**YOUR GOAL**
Write out the data below exactly as given, without any of its pictures.

**PROVIDED MATERIAL**
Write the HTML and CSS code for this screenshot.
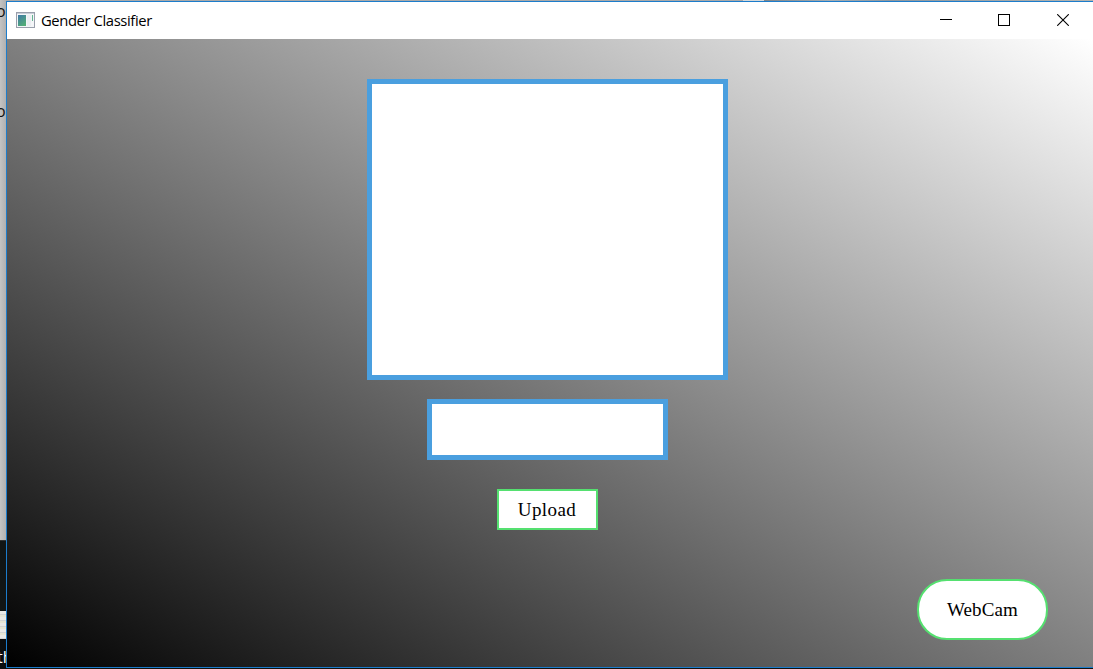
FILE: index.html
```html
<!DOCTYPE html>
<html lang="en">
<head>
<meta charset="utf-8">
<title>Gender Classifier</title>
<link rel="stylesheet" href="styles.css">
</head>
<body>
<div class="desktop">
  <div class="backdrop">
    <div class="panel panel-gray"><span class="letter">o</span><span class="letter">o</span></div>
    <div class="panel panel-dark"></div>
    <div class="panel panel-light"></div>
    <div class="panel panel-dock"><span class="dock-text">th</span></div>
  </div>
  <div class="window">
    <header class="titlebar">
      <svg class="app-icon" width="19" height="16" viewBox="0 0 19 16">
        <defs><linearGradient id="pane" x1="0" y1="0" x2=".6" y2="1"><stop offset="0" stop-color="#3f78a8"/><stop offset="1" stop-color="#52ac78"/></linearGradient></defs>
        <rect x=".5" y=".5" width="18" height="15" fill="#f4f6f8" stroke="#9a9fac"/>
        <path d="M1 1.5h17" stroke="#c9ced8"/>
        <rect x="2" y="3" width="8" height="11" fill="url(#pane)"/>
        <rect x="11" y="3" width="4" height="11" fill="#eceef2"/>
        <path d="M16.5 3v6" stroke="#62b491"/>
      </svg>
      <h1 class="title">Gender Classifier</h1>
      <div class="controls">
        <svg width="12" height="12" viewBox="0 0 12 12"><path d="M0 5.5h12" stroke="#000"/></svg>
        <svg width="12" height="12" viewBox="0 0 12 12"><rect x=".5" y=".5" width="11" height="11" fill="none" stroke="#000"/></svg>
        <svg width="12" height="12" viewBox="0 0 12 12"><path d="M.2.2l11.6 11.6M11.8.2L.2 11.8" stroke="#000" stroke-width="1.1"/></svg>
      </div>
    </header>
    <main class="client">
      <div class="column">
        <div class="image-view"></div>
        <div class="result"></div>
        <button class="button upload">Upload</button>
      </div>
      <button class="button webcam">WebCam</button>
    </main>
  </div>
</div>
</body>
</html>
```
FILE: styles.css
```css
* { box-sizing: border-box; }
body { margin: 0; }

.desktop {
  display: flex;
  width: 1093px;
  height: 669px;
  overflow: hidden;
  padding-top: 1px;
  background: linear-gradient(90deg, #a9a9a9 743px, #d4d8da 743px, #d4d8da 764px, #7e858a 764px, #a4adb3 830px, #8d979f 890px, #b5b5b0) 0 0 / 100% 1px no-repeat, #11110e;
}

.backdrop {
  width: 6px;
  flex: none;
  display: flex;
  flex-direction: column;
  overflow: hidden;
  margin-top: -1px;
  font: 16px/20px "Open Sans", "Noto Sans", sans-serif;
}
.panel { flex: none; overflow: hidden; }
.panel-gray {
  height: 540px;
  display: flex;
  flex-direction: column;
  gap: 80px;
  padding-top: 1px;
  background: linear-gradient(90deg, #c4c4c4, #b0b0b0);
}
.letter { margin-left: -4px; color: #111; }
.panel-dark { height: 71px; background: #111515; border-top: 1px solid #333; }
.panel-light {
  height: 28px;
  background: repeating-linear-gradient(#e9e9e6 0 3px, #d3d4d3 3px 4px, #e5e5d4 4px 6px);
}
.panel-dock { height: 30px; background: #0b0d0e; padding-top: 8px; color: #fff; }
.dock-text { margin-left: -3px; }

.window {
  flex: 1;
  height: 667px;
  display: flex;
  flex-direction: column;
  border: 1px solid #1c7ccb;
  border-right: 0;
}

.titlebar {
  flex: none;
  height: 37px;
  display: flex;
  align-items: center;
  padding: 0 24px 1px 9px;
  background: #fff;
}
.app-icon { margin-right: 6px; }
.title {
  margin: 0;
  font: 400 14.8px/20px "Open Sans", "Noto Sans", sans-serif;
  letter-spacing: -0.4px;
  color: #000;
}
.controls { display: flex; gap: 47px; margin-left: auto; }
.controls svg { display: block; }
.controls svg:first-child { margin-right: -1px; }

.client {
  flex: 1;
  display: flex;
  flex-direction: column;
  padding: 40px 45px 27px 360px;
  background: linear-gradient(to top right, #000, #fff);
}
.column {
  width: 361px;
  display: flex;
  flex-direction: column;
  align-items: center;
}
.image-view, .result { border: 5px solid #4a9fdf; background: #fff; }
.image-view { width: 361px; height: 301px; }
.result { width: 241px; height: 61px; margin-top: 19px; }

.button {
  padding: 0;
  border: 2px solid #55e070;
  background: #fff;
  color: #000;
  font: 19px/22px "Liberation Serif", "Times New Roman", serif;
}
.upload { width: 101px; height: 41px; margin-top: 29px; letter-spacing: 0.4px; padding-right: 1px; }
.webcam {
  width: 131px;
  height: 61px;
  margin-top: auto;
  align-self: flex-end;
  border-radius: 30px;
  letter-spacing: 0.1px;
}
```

**RESPONSE TO THIS EXERCISE**
Write the HTML and CSS code for this screenshot.
FILE: index.html
```html
<!DOCTYPE html>
<html lang="en">
<head>
<meta charset="utf-8">
<title>Gender Classifier</title>
<link rel="stylesheet" href="styles.css">
</head>
<body>
<div class="desktop">
  <div class="backdrop">
    <div class="panel panel-gray"><span class="letter">o</span><span class="letter">o</span></div>
    <div class="panel panel-dark"></div>
    <div class="panel panel-light"></div>
    <div class="panel panel-dock"><span class="dock-text">th</span></div>
  </div>
  <div class="window">
    <header class="titlebar">
      <svg class="app-icon" width="19" height="16" viewBox="0 0 19 16">
        <defs><linearGradient id="pane" x1="0" y1="0" x2=".6" y2="1"><stop offset="0" stop-color="#3f78a8"/><stop offset="1" stop-color="#52ac78"/></linearGradient></defs>
        <rect x=".5" y=".5" width="18" height="15" fill="#f4f6f8" stroke="#9a9fac"/>
        <path d="M1 1.5h17" stroke="#c9ced8"/>
        <rect x="2" y="3" width="8" height="11" fill="url(#pane)"/>
        <rect x="11" y="3" width="4" height="11" fill="#eceef2"/>
        <path d="M16.5 3v6" stroke="#62b491"/>
      </svg>
      <h1 class="title">Gender Classifier</h1>
      <div class="controls">
        <svg width="12" height="12" viewBox="0 0 12 12"><path d="M0 5.5h12" stroke="#000"/></svg>
        <svg width="12" height="12" viewBox="0 0 12 12"><rect x=".5" y=".5" width="11" height="11" fill="none" stroke="#000"/></svg>
        <svg width="12" height="12" viewBox="0 0 12 12"><path d="M.2.2l11.6 11.6M11.8.2L.2 11.8" stroke="#000" stroke-width="1.1"/></svg>
      </div>
    </header>
    <main class="client">
      <div class="column">
        <div class="image-view"></div>
        <div class="result"></div>
        <button class="button upload">Upload</button>
      </div>
      <button class="button webcam">WebCam</button>
    </main>
  </div>
</div>
</body>
</html>
```
FILE: styles.css
```css
* { box-sizing: border-box; }
body { margin: 0; }

.desktop {
  display: flex;
  width: 1093px;
  height: 669px;
  overflow: hidden;
  padding-top: 1px;
  background: linear-gradient(90deg, #a9a9a9 743px, #d4d8da 743px, #d4d8da 764px, #7e858a 764px, #a4adb3 830px, #8d979f 890px, #b5b5b0) 0 0 / 100% 1px no-repeat, #11110e;
}

.backdrop {
  width: 6px;
  flex: none;
  display: flex;
  flex-direction: column;
  overflow: hidden;
  margin-top: -1px;
  font: 16px/20px "Open Sans", "Noto Sans", sans-serif;
}
.panel { flex: none; overflow: hidden; }
.panel-gray {
  height: 540px;
  display: flex;
  flex-direction: column;
  gap: 80px;
  padding-top: 1px;
  background: linear-gradient(90deg, #c4c4c4, #b0b0b0);
}
.letter { margin-left: -4px; color: #111; }
.panel-dark { height: 71px; background: #111515; border-top: 1px solid #333; }
.panel-light {
  height: 28px;
  background: repeating-linear-gradient(#e9e9e6 0 3px, #d3d4d3 3px 4px, #e5e5d4 4px 6px);
}
.panel-dock { height: 30px; background: #0b0d0e; padding-top: 8px; color: #fff; }
.dock-text { margin-left: -3px; }

.window {
  flex: 1;
  height: 667px;
  display: flex;
  flex-direction: column;
  border: 1px solid #1c7ccb;
  border-right: 0;
}

.titlebar {
  flex: none;
  height: 37px;
  display: flex;
  align-items: center;
  padding: 0 24px 1px 9px;
  background: #fff;
}
.app-icon { margin-right: 6px; }
.title {
  margin: 0;
  font: 400 14.8px/20px "Open Sans", "Noto Sans", sans-serif;
  letter-spacing: -0.4px;
  color: #000;
}
.controls { display: flex; gap: 47px; margin-left: auto; }
.controls svg { display: block; }
.controls svg:first-child { margin-right: -1px; }

.client {
  flex: 1;
  display: flex;
  flex-direction: column;
  padding: 40px 45px 27px 360px;
  background: linear-gradient(to top right, #000, #fff);
}
.column {
  width: 361px;
  display: flex;
  flex-direction: column;
  align-items: center;
}
.image-view, .result { border: 5px solid #4a9fdf; background: #fff; }
.image-view { width: 361px; height: 301px; }
.result { width: 241px; height: 61px; margin-top: 19px; }

.button {
  padding: 0;
  border: 2px solid #55e070;
  background: #fff;
  color: #000;
  font: 19px/22px "Liberation Serif", "Times New Roman", serif;
}
.upload { width: 101px; height: 41px; margin-top: 29px; letter-spacing: 0.4px; padding-right: 1px; }
.webcam {
  width: 131px;
  height: 61px;
  margin-top: auto;
  align-self: flex-end;
  border-radius: 30px;
  letter-spacing: 0.1px;
}
```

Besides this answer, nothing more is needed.